WHAT IS REQUIRED —
Every line that includes the word "React" is to be listed.

— begin —

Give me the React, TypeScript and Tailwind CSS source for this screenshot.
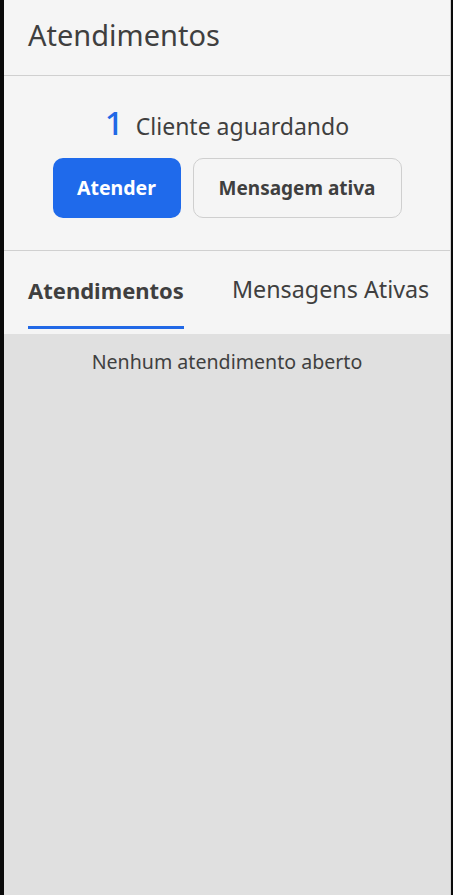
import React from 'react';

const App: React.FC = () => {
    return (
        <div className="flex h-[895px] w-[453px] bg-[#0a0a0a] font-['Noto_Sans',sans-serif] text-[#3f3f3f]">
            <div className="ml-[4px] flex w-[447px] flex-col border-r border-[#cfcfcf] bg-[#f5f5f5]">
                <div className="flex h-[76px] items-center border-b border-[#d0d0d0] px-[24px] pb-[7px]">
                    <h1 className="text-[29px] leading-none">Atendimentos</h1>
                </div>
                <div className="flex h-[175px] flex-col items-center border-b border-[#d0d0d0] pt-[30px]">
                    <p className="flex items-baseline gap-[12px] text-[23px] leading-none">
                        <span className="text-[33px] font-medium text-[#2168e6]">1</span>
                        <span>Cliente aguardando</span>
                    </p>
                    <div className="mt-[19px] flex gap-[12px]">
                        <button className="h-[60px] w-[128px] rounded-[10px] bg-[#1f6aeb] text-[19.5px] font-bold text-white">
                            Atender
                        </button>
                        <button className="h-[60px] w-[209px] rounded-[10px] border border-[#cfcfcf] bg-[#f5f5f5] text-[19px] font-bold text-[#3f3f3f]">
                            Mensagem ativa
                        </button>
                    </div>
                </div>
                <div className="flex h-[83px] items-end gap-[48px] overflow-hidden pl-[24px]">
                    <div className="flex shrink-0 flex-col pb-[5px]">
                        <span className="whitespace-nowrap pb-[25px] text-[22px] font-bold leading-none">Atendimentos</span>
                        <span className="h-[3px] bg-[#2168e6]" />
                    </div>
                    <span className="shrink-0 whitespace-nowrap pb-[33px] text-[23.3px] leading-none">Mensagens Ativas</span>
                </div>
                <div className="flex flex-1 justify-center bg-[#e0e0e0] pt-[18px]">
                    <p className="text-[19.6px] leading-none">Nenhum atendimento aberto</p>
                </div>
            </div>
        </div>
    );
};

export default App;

— end —

SOLUTION TO THIS EXERCISE —
Give me the React, TypeScript and Tailwind CSS source for this screenshot.
import React from 'react';
const App: React.FC = () => {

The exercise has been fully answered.